[R] Why are big data.frames slow? What can I do to get it faster?

Peter Dalgaard BSA p.dalgaard at biostat.ku.dk
Mon Oct 7 14:02:01 CEST 2002

"Marcus Jellinghaus" <Marcus_Jellinghaus at gmx.de> writes:

> First I want to say "thank you" to everybody who replied.
> I understand that vectorized operations instead of the loop are faster.
> I also made sure not to use factors.
> Since the loop runs 100times in my example, the loop should only take the
> time of the vectorized operation mutliplied by 100.
> But the loop takes about 10 minutes, the  vectorized operation takes about 3
> seconds. (See below)
> Why that? Shouldn´t the loop take max 100*3seconds = 5 minutes?

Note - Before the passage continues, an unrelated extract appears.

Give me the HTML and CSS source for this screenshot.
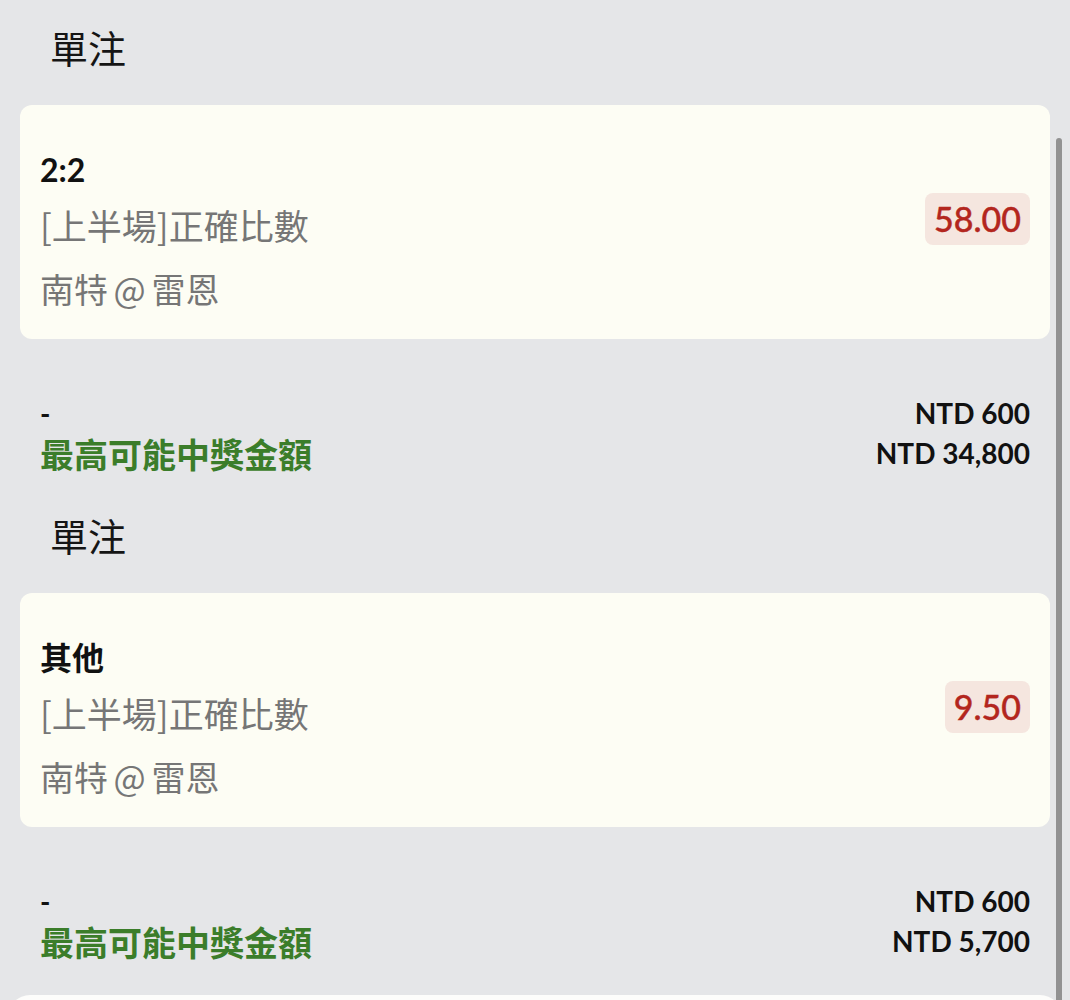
FILE: index.html
```html
<!DOCTYPE html>
<html lang="zh-Hant">
<head>
<meta charset="utf-8">
<link rel="stylesheet" href="styles.css">
</head>
<body>
<div class="page">
  <section class="bet">
    <div class="heading">單注</div>
    <div class="card">
      <div class="info">
        <div class="pick">2:2</div>
        <div class="market">[上半場]正確比數</div>
        <div class="match">南特 @ 雷恩</div>
      </div>
      <div class="odds">58.00</div>
    </div>
    <div class="summary">
      <div class="row"><span class="dash">-</span><span class="amt">NTD 600</span></div>
      <div class="row"><span class="win">最高可能中獎金額</span><span class="amt">NTD 34,800</span></div>
    </div>
  </section>
  <section class="bet">
    <div class="heading">單注</div>
    <div class="card">
      <div class="info">
        <div class="pick">其他</div>
        <div class="market">[上半場]正確比數</div>
        <div class="match">南特 @ 雷恩</div>
      </div>
      <div class="odds">9.50</div>
    </div>
    <div class="summary">
      <div class="row"><span class="dash">-</span><span class="amt">NTD 600</span></div>
      <div class="row"><span class="win">最高可能中獎金額</span><span class="amt">NTD 5,700</span></div>
    </div>
  </section>
  <div class="footer"></div>
</div>
<div class="scrollbar"></div>
</body>
</html>
```
FILE: styles.css
```css
html, body {
  margin: 0;
  padding: 0;
  background: #e5e6e8;
  overflow: hidden;
  height: 1000px;
}
body {
  font-family: "Lato", "Noto Sans CJK TC", sans-serif;
  color: #111;
  position: relative;
}
.page {
  padding: 24px 20px 0 20px;
}
.bet + .bet {
  margin-top: 39px;
}
.heading {
  font-family: "Noto Sans CJK TC", sans-serif;
  font-size: 38px;
  line-height: 46px;
  padding-left: 30px;
  margin-bottom: 35px;
  color: #151515;
}
.card {
  background: #fdfdf4;
  border-radius: 12px;
  padding: 0 20px;
  display: flex;
  align-items: center;
  justify-content: space-between;
  height: 234px;
  box-sizing: border-box;
}
.info {
  padding-top: 45px;
  padding-bottom: 25px;
  align-self: flex-start;
}
.pick {
  font-family: "Lato", "Noto Sans CJK TC", sans-serif;
  font-weight: 700;
  font-size: 32px;
  line-height: 40px;
  margin-bottom: 10px;
  color: #111;
}
.market, .match {
  font-family: "Noto Sans CJK TC", sans-serif;
  font-size: 35px;
  line-height: 50px;
  color: #767676;
}
.match {
  margin-top: 14px;
  font-size: 34px;
  word-spacing: -2px;
}
.odds {
  background: #f5e6df;
  color: #b3261e;
  font-family: "Lato", sans-serif;
  font-weight: 500;
  font-size: 34px;
  line-height: 52px;
  padding: 0 9px;
  border-radius: 8px;
  margin-top: -6px;
  -webkit-text-stroke: 0.4px #b3261e;
}
.summary {
  margin-top: 54px;
}
.row {
  display: flex;
  justify-content: space-between;
  align-items: center;
  height: 40px;
}
.dash {
  font-family: "Lato", sans-serif;
  font-weight: 700;
  font-size: 28px;
  padding-left: 20px;
}
.amt {
  font-family: "Lato", sans-serif;
  font-weight: 700;
  font-size: 28px;
  padding-right: 20px;
  color: #111;
}
.win {
  font-family: "Noto Sans CJK TC", sans-serif;
  font-weight: 700;
  font-size: 34px;
  color: #3b7d2a;
  padding-left: 20px;
}
.footer {
  margin: 34px -12px 0;
  height: 40px;
  background: #fdfdfb;
  border-radius: 22px 22px 0 0;
}
.scrollbar {
  position: absolute;
  left: 1056px;
  top: 138px;
  width: 6px;
  height: 880px;
  background: #929292;
  border-radius: 3px;
}
```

You'll likely have to invoke the garbage collector a couple of times,
and there might also be issues of memory growth kicking in. Once you
get beyond some threshold, the machine starts swapping bits and pieces
of the workspace in and out of physical memory,

It's somewhat difficult to reproduce the behaviour, since you only give
part of the code necessary (e.g. how many *columns* do you have in
your data frame?) 

Something like this?

N <- 100000
test <- as.data.frame(lapply(1:6,function(i)rnorm(N)))
unix.time(test[1:100,6] <- paste(test[1:100,2],"-",test[1:100,3], sep = ""))
unix.time(for (i in 1:100) test[i,6] <- paste(test[i,2],"-",test[i,3], sep = ""))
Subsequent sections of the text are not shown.